Data supplied:
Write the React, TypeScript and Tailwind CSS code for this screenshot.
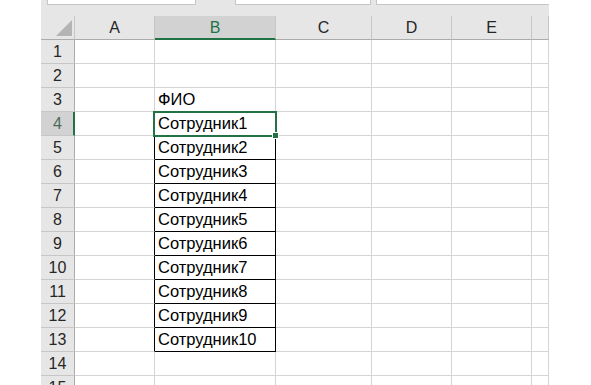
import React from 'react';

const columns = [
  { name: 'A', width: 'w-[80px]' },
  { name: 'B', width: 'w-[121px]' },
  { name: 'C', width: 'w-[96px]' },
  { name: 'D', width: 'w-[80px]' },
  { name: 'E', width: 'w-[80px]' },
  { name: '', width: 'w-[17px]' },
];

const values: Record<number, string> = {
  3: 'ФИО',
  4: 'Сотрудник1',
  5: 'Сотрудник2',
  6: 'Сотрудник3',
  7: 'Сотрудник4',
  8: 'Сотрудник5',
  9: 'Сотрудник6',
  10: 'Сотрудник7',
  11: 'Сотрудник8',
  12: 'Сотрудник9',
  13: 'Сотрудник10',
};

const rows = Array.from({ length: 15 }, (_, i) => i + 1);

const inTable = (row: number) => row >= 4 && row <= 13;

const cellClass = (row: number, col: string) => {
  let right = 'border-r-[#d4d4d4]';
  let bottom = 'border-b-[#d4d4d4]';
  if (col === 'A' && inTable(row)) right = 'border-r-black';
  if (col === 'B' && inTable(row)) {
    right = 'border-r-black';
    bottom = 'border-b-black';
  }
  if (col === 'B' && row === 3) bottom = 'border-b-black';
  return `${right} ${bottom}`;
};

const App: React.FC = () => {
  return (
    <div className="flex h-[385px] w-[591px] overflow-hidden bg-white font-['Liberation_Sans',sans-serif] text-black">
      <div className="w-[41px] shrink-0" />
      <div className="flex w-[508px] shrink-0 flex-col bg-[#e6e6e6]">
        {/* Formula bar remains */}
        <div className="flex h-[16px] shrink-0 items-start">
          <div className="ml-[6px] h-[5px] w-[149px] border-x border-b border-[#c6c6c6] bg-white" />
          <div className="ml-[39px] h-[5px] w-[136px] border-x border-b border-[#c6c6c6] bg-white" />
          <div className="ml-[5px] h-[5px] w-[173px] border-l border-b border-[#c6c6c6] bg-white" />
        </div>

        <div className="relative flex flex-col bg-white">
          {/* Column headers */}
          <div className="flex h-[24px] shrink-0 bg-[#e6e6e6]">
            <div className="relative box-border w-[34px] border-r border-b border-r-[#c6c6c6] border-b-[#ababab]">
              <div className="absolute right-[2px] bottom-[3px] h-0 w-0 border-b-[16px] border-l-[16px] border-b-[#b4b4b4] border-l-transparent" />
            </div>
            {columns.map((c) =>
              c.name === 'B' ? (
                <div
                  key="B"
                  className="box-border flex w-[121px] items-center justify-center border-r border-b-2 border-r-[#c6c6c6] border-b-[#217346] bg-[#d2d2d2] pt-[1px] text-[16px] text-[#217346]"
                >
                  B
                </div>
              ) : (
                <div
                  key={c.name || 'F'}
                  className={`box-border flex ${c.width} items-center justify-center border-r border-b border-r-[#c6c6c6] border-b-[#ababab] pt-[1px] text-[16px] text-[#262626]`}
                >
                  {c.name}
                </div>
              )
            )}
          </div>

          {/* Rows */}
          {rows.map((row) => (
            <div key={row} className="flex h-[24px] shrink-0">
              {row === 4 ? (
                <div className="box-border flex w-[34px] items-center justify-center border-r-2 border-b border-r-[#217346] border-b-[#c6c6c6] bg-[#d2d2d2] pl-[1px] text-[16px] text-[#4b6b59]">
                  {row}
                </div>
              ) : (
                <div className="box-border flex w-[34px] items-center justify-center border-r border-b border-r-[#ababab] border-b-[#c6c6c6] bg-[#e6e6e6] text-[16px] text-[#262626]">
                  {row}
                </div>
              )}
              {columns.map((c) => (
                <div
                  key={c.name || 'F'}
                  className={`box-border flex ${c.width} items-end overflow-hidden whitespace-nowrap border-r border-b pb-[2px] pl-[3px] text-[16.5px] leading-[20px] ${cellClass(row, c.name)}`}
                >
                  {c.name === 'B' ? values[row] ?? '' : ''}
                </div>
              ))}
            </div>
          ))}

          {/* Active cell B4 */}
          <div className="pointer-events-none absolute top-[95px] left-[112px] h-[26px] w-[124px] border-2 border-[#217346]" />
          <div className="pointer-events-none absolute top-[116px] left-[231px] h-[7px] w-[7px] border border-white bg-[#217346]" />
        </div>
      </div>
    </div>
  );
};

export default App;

---

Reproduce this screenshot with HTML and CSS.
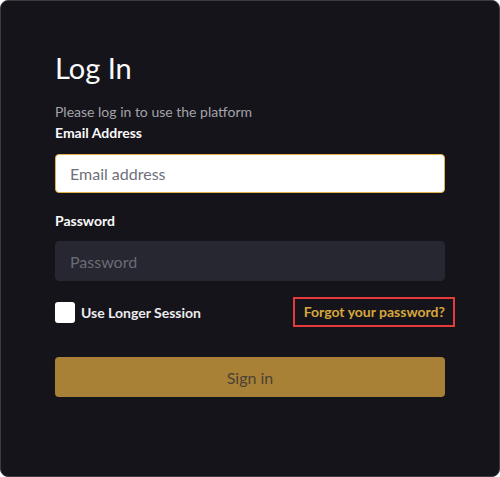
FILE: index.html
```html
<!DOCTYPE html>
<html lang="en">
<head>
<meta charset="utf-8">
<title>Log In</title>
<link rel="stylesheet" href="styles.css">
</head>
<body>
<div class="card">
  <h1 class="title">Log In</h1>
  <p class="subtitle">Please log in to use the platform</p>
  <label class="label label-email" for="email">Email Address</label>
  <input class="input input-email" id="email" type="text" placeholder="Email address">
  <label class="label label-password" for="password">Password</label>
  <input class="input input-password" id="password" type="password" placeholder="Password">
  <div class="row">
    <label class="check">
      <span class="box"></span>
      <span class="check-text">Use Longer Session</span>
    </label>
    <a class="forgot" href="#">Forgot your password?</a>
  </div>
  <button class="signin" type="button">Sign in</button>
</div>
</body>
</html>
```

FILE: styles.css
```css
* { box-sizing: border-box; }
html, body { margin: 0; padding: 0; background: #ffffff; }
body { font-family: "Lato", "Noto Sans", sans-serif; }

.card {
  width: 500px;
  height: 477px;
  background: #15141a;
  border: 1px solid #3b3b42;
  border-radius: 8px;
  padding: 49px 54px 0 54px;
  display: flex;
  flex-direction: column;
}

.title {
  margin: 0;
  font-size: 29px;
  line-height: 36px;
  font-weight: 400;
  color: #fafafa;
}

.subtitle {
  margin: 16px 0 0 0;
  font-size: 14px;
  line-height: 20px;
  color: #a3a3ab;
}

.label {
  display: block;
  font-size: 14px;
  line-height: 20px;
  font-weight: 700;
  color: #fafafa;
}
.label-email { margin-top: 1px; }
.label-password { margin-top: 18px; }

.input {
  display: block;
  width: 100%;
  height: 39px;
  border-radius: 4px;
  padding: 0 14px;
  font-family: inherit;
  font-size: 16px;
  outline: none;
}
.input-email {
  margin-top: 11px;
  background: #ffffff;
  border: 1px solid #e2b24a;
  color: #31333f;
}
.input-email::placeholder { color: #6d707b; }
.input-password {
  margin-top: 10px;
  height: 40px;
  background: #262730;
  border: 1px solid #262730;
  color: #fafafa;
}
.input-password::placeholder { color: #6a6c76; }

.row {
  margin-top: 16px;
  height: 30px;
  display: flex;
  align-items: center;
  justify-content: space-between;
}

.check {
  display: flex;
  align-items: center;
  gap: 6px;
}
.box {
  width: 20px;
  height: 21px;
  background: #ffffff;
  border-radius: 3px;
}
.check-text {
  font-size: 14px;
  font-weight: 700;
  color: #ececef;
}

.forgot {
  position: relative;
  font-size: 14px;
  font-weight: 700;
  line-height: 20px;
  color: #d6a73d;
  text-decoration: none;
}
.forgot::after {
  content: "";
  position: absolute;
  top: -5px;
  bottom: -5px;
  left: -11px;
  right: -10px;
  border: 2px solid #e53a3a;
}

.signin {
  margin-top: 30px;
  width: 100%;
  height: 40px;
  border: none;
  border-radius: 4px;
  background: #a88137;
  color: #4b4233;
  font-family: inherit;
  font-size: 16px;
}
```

What is required:
Report how many lines in the records hold the word "screenshot", giving the number and nothing else.

Result:
2